Henüz tövbe etmiş olana gelince; onun ölümü fazla anması, korku ve haşyetinin artması ve tövbeye devamı için lâzımdır. Bazen ölümden korkması, tövbesini tamamlamadan ve gerekli azığını almadan gitme korkusu sebebiyle olabilir ki, burada mâzur sayılır. Bu maksatla ölümü sevmeyenlerden, Resûl-i Ekrem (s.a.v.)'in haklarında:
"Allah'a mülakatı (ölümü) kerih göreni (ondan hoşlanmayanı) Allah da kerih görür." buyurduğu kimselerden sayılmaz.

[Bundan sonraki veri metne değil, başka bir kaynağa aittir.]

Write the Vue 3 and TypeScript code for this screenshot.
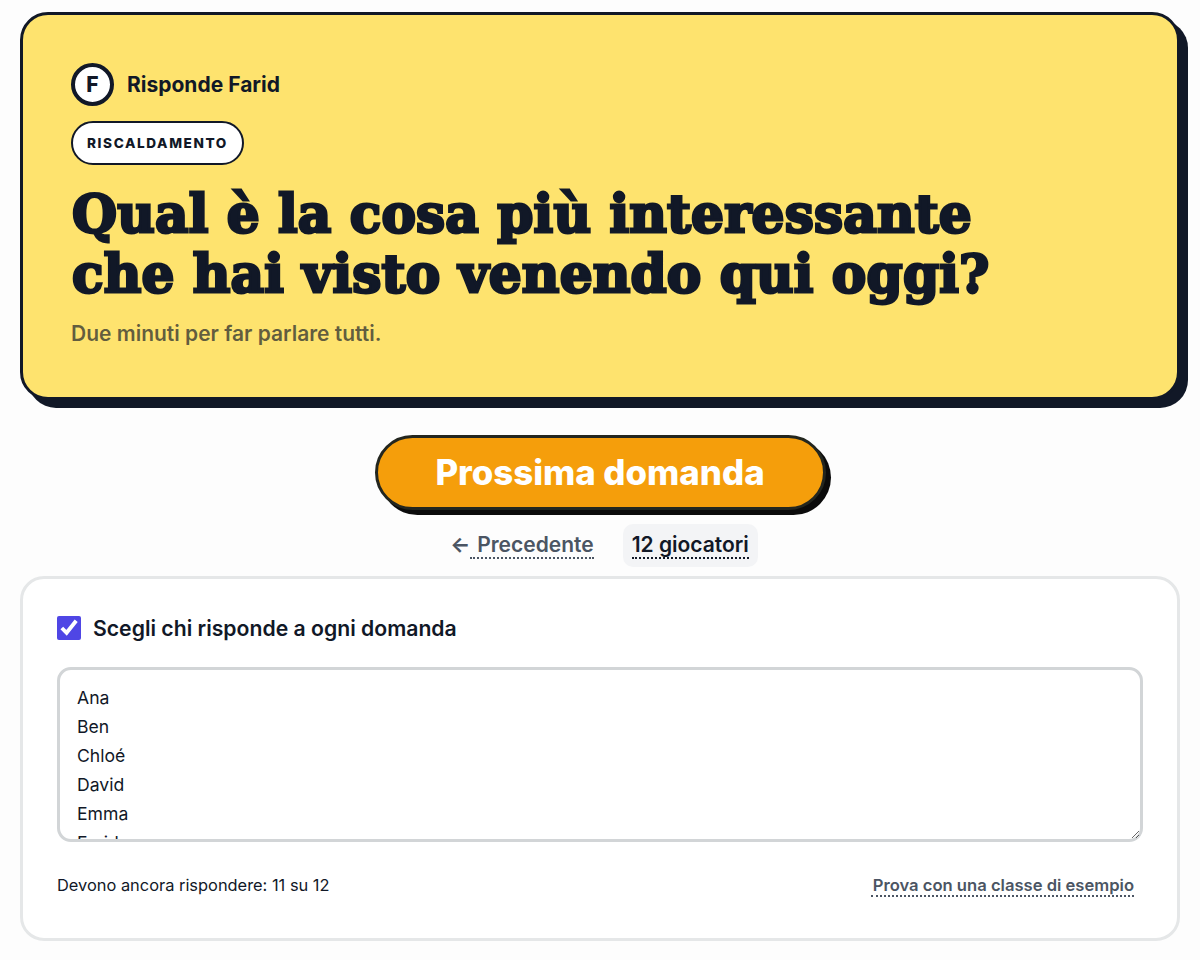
<script setup lang="ts">
const names: string = ['Ana', 'Ben', 'Chloé', 'David', 'Emma', 'Farid', 'Giulia', 'Hugo', 'Irene', 'Luca', 'Marta', 'Nico'].join('\n')
</script>

<template>
  <main class="page">
    <section class="hero">
      <div class="who">
        <span class="avatar">F</span>
        <span class="who-name">Risponde Farid</span>
      </div>
      <span class="badge">RISCALDAMENTO</span>
      <h1 class="question">Qual è la cosa più interessante<br />che hai visto venendo qui oggi?</h1>
      <p class="sub">Due minuti per far parlare tutti.</p>
    </section>

    <div class="actions">
      <button class="next" type="button">Prossima domanda</button>
      <div class="links">
        <a class="prev"><span class="arrow">←</span><span class="dotted prev-label">Precedente</span></a>
        <a class="players"><span class="dotted">12 giocatori</span></a>
      </div>
    </div>

    <section class="panel">
      <label class="check">
        <input type="checkbox" checked />
        <span>Scegli chi risponde a ogni domanda</span>
      </label>
      <textarea class="list" :value="names" spellcheck="false"></textarea>
      <div class="foot">
        <span class="remaining">Devono ancora rispondere: 11 su 12</span>
        <a class="sample">Prova con una classe di esempio</a>
      </div>
    </section>
  </main>
</template>

<style>
html, body { background: #fdfdfd; }
</style>

<style scoped>
.page {
  box-sizing: border-box;
  width: 1200px;
  height: 960px;
  padding: 12px 20px 0;
  font-family: Inter, "Liberation Sans", sans-serif;
  color: #111827;
  overflow: hidden;
}
.hero {
  box-sizing: border-box;
  height: 388px;
  padding: 48px 48px;
  background: #fee36e;
  border: 3px solid #111827;
  border-radius: 28px;
  box-shadow: 8px 8px 0 #111827;
  display: flex;
  flex-direction: column;
  align-items: flex-start;
}
.who {
  display: flex;
  align-items: center;
  gap: 13px;
  margin-bottom: 15px;
}
.avatar {
  box-sizing: border-box;
  width: 43px;
  height: 43px;
  border: 4px solid #111827;
  border-radius: 50%;
  background: #fff;
  display: flex;
  align-items: center;
  justify-content: center;
  font-size: 21px;
  font-weight: 800;
}
.who-name {
  font-size: 21px;
  font-weight: 700;
}
.badge {
  box-sizing: border-box;
  height: 47px;
  padding: 0 14px;
  display: flex;
  align-items: center;
  background: #fff;
  border: 2px solid #111827;
  border-radius: 24px;
  font-size: 13.6px;
  font-weight: 800;
  letter-spacing: 1.6px;
}
.question {
  margin: 19px 0 0 1px;
  font-family: "DejaVu Serif", "Liberation Serif", serif;
  font-size: 51.7px;
  line-height: 60px;
  font-weight: 700;
  -webkit-text-stroke: 2.8px #111827;
  letter-spacing: 0.2px;
  white-space: nowrap;
}
.sub {
  margin: 15px 0 0;
  font-size: 21px;
  line-height: 30px;
  font-weight: 600;
  color: rgba(17, 24, 39, 0.68);
}
.actions {
  display: flex;
  flex-direction: column;
  align-items: center;
}
.next {
  box-sizing: border-box;
  width: 451px;
  height: 75px;
  margin-top: 35px;
  padding: 0 0 1px;
  border: 3.5px solid #23261f;
  border-radius: 38px;
  background: #f59e0b;
  box-shadow: 5px 5px 0 #0b0b0b;
  color: #fff;
  font-family: inherit;
  font-size: 34.8px;
  font-weight: 800;
}
.links {
  display: flex;
  align-items: center;
  gap: 20px;
  margin-top: 14px;
  margin-left: -1px;
}
.prev, .players {
  font-size: 21px;
  font-weight: 600;
  line-height: 25px;
  padding: 8px 9px 10px;
}
.prev { color: #4b5563; }
.arrow { font-weight: 700; }
.prev-label { padding-left: 7px; }
.players {
  background: #f3f4f6;
  border-radius: 10px;
  color: #111827;
}
.dotted { border-bottom: 2px dotted currentColor; }
.panel {
  box-sizing: border-box;
  height: 365px;
  margin-top: 9px;
  padding: 37px 34px 34px;
  background: #fff;
  border: 3px solid #e5e7e8;
  border-radius: 24px;
}
.check {
  display: flex;
  align-items: center;
  gap: 12px;
  font-size: 21.2px;
  font-weight: 600;
  line-height: 24px;
}
.check input {
  width: 24px;
  height: 24px;
  margin: 0;
  accent-color: #4f46e5;
}
.list {
  box-sizing: border-box;
  display: block;
  width: 100%;
  height: 175px;
  margin-top: 27px;
  padding: 13px 17px;
  border: 3px solid #d2d5d7;
  border-radius: 14px;
  background: #fff;
  color: #111827;
  font-family: inherit;
  font-size: 17.6px;
  line-height: 29px;
  outline: none;
  overflow: hidden;
}
.foot {
  display: flex;
  justify-content: space-between;
  align-items: center;
  margin-top: 31px;
  line-height: 24px;
}
.remaining { font-size: 16.4px; }
.sample {
  margin-right: 9px;
  padding-left: 2px;
  padding-top: 1px;
  font-size: 16.6px;
  font-weight: 600;
  color: #4b5563;
  border-bottom: 2px dotted currentColor;
  line-height: 20px;
}
</style>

Çünkü bu adam ne ölümü ne de Allah'a mülâkatı kerih görüyor; bilakis kusur ve noksanlarını telâfi peşindedir. Bu, sevgilisine ulaşmak için sevgilisinin arzu ettiği şekilde hazırlanmakla meşgul olduğundan, vakit kazanmak isteyenlerin durumuna benzer. Bu, mülâkati kerih görmüş sayılmaz. Bunun belirtisi, devamlı olarak hazırlıkla meşgul olmaktır. Böyle yapmazsa dünyaya meyletmiş sayılır.